About

Julie Gard enjoys living in an atmospheric old house, except for rotting storm windows and other eternal repairs. She loves her backyard full of berries though not when picking bucket #11. While she used to live for dangerous world travel, she is now a committed homebody, albeit one who envisions spending the occasional night on the other end of town in a canned ham trailer.

When not pondering the metaphorical possibilities of the smallest fragment of fern visible to the human eye, Julie teaches writing at the University of Wisconsin-Superior. She has a B.A. in English from Grinnell College, an M.F.A. in Creative Writing from the University of Minnesota, and a certificate proving she survived a year in Vladivostok, Russia as a Fulbright Graduate Fellow.

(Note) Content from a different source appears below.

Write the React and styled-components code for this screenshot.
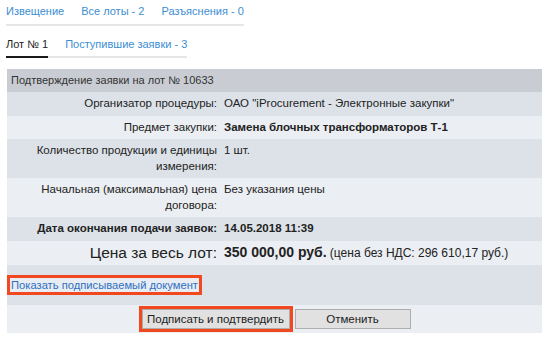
import styled, { createGlobalStyle } from 'styled-components'

const Global = createGlobalStyle`
  body {
    margin: 0;
    background: #fff;
    font-family: "Liberation Sans", Arial, sans-serif;
    font-size: 11px;
    color: #222;
  }
`

const Page = styled.div`
  padding: 4px 8px 0 6px;
  width: 550px;
  box-sizing: border-box;
`

const Tabs = styled.div`
  display: inline-flex;
  gap: 17px;
  border-bottom: 2px solid #e6e6e6;
  margin-bottom: ${p => p.$mb || 0}px;
`

const Tab = styled.a`
  display: block;
  padding: 0 0 ${p => p.$pb || 6}px;
  color: ${p => (p.$active ? '#222' : '#3b8ed3')};
  text-decoration: none;
  font-size: 11px;
  line-height: 14px;
  margin-bottom: -2px;
  border-bottom: 2px solid ${p => (p.$active ? '#1a1a1a' : 'transparent')};
  cursor: pointer;
`

const Panel = styled.div`
  margin-left: 1px;
  width: 535px;
`

const Header = styled.div`
  background: #c9cdd3;
  color: #333;
  padding: 0 4px;
  height: 23px;
  line-height: 23px;
  font-size: 11px;
`

const Row = styled.div`
  display: grid;
  grid-template-columns: 210px 1fr;
  column-gap: 7px;
  background: ${p => (p.$alt ? '#ebeef2' : '#dde2e9')};
  padding: 4px 0;
  line-height: 15.5px;
  font-size: 11.5px;
  font-weight: ${p => (p.$bold ? 'bold' : 'normal')};
`

const Label = styled.div`
  text-align: right;
  white-space: nowrap;
  font-size: ${p => (p.$big ? 15.5 : 11.5)}px;
`

const Value = styled.div`
  font-weight: ${p => (p.$bold ? 'bold' : 'inherit')};
  white-space: nowrap;
`

const Price = styled.b`
  font-size: 14px;
`

const Note = styled.span`
  font-size: 12px;
`

const LinkRow = styled.div`
  background: #dde2e9;
  height: 40px;
  display: flex;
  align-items: center;
`

const Highlight = styled.div`
  border: 3px solid #f1481f;
  display: flex;
  align-items: center;
`

const DocLink = styled.a`
  display: block;
  background: #e8edf4;
  color: #2f6fc0;
  padding: 0 1px 0 1px;
  font-size: 11.2px;
  line-height: 14px;
  text-decoration: none;
  cursor: pointer;
`

const ButtonRow = styled.div`
  background: #ebeef2;
  height: 28px;
  display: flex;
  justify-content: center;
  align-items: center;
  gap: 2px;
`

const Button = styled.button`
  font-family: "Liberation Sans", Arial, sans-serif;
  font-size: 11.5px;
  color: #222;
  background: #e1e1e1;
  border: 1px solid #adadad;
  height: 20px;
  width: ${p => p.$w}px;
  padding: 0;
  cursor: pointer;
`

export default function App() {
  return (
    <Page>
      <Global />
      <Tabs $mb={11}>
        <Tab $pb={6}>Извещение</Tab>
        <Tab $pb={6}>Все лоты - 2</Tab>
        <Tab $pb={6}>Разъяснения - 0</Tab>
      </Tabs>
      <div>
        <Tabs $mb={11}>
          <Tab $active $pb={5}>Лот № 1</Tab>
          <Tab $pb={5}>Поступившие заявки - 3</Tab>
        </Tabs>
      </div>
      <Panel>
        <Header>Подтверждение заявки на лот № 10633</Header>
        <Row>
          <Label>Организатор процедуры:</Label>
          <Value>ОАО "iProcurement - Электронные закупки"</Value>
        </Row>
        <Row $alt>
          <Label>Предмет закупки:</Label>
          <Value $bold>Замена блочных трансформаторов Т-1</Value>
        </Row>
        <Row>
          <Label>Количество продукции и единицы<br />измерения:</Label>
          <Value>1 шт.</Value>
        </Row>
        <Row $alt>
          <Label>Начальная (максимальная) цена<br />договора:</Label>
          <Value>Без указания цены</Value>
        </Row>
        <Row $bold>
          <Label>Дата окончания подачи заявок:</Label>
          <Value>14.05.2018 11:39</Value>
        </Row>
        <Row $alt>
          <Label $big>Цена за весь лот:</Label>
          <Value><Price>350 000,00 руб.</Price> <Note>(цена без НДС: 296 610,17 руб.)</Note></Value>
        </Row>
        <LinkRow>
          <Highlight>
            <DocLink>Показать подписываемый документ</DocLink>
          </Highlight>
        </LinkRow>
        <ButtonRow>
          <Highlight>
            <Button $w={148}>Подписать и подтвердить</Button>
          </Highlight>
          <Button $w={116}>Отменить</Button>
        </ButtonRow>
      </Panel>
    </Page>
  )
}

Julie's most recent prose poetry collection,
I Think I Know You (FutureCycle Press), was a finalist for the 2023 INDIES Book of the Year Award. Her first book of prose poems, Home Studies, won the Many Voices Project Prize from New Rivers Press and was a finalist for the Minnesota Book Award. Additional collections include Scrap: On Louise Nevelson from Ravenna Press and two chapbooks, Obscura: The Daguerreotype Series (Finishing Line Press) and Russia in 17 Objects (Tiger's Eye Press). Julie also publishes essays, short stories, and hybrid work in a range of journals and anthologies. 

Her interest in the brief essay form has been developing and intensifying. It's like stretching out a prose poem just so, similar to taffy at the Jersey shore. (Wait a few seconds for the gratifying taffy-stretching GIF.)

Julie lives a block from Lake Superior in Duluth, Minnesota with her partner, the poet Michelle Matthees, and their pet and plant menagerie.